Aneta Krzemien was trained as an art historian, with a specialism in critical theory and with particular reference to the politics of the image. Her current area of research centres on the relationship between new technologies and critical and curatorial practice, particularly in relation to the development of gallery and exhibition spaces for moving image work.

Each of the three contributors has written about works and themes that inform their own practice, and these approaches cross-reference and complement each other, whilst remaining distinctive and particular. For the most part, these approaches have resulted in very different selections, providing the reader with a wide-ranging survey of the moving image work on show at the Biennale. On the rare occasion when there is an overlap, the comparisons can be illuminating. For example Cinzia Cremona and Aneta Krzemien both discuss works by Sophie Calle and the Lebanese artist Mounira Al Solh, but each has chosen separate works and provided different but equally valid perspectives from which to examine and interpret them.

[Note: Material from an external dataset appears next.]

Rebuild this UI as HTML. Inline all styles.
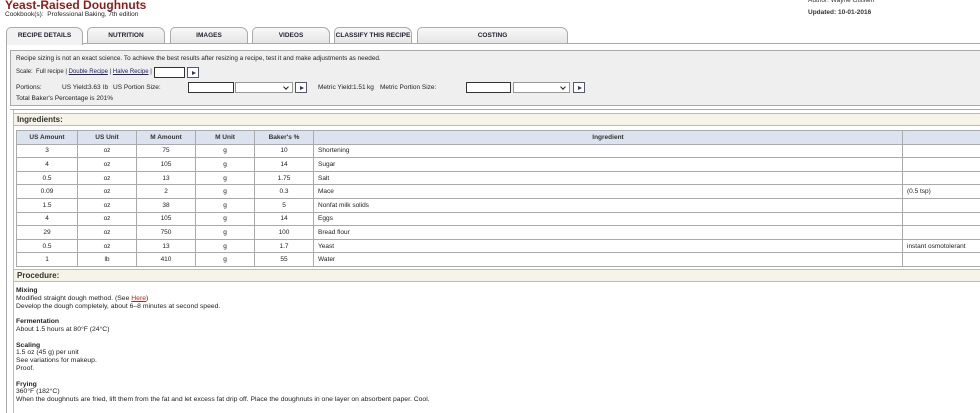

Clearly these three articles to a large extent reflect the opinions and interests of the individual writers, and something of the taste, ideas and influences of the editor. There has been an attempt to present a range of views and attitudes and to provide an international perspective whilst maintaining a coherent critical framework. Most importantly the articles provide a clue to the diversity, breadth and complexity of work in the moving image being produced by contemporary artists.

These articles also constitute the developing voice of new and well-informed ideas and opinions about the development of moving image work. In a wider context, it is important to reflect and nurture debate and discussion about new work and to continually revise and re-appraise earlier works and to encourage multiple perspectives and histories.